Within the technique called entailment learning, the researchers, which included co-author Nathan Jacobs, professor of computer science & engineering in McKelvey Engineering and assistant vice provost for digital transformation, looked at representation learning.

“When you pass an image through a model, it generates a feature representation, which is an embedding that is a low dimensional vector,” Sastry said. “Images are dense, so when you pass it through a model, it compresses its dimensionality. We want these vectors for similar species to be close together and vectors for dissimilar species to be far apart and we call this an embedding space or a latent space.”

Once they have these spaces in a meaningful order, when they have an unseen image of the species, they can calculate this vector using their model.
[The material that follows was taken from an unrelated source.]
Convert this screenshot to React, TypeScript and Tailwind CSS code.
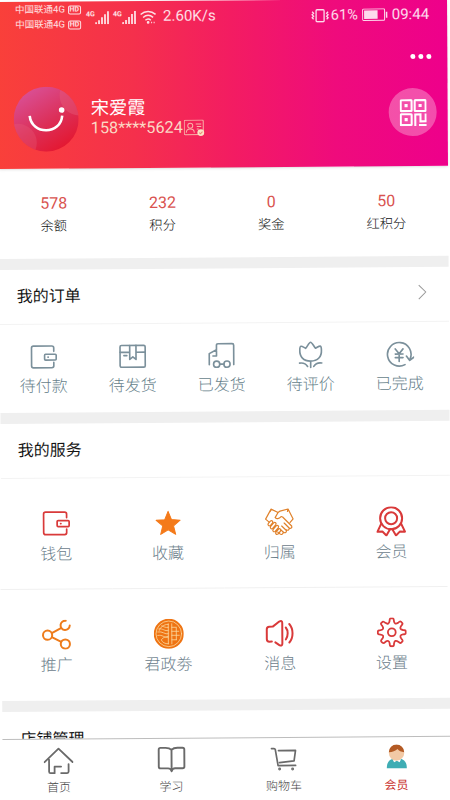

“Then we can look at the latent space and see where this vector falls,” he says. “From there, we can compare it with existing vectors, so we can compute a distance between the vectors and then classify that given unknown image of that species.”

Finally, he reminds their work doesn’t just work for image representations but for textual representations as well.

“Each taxonomic level the text in there is also represented as a vector,” he says. “Then we learn the correspondence between the image and the textual representations.”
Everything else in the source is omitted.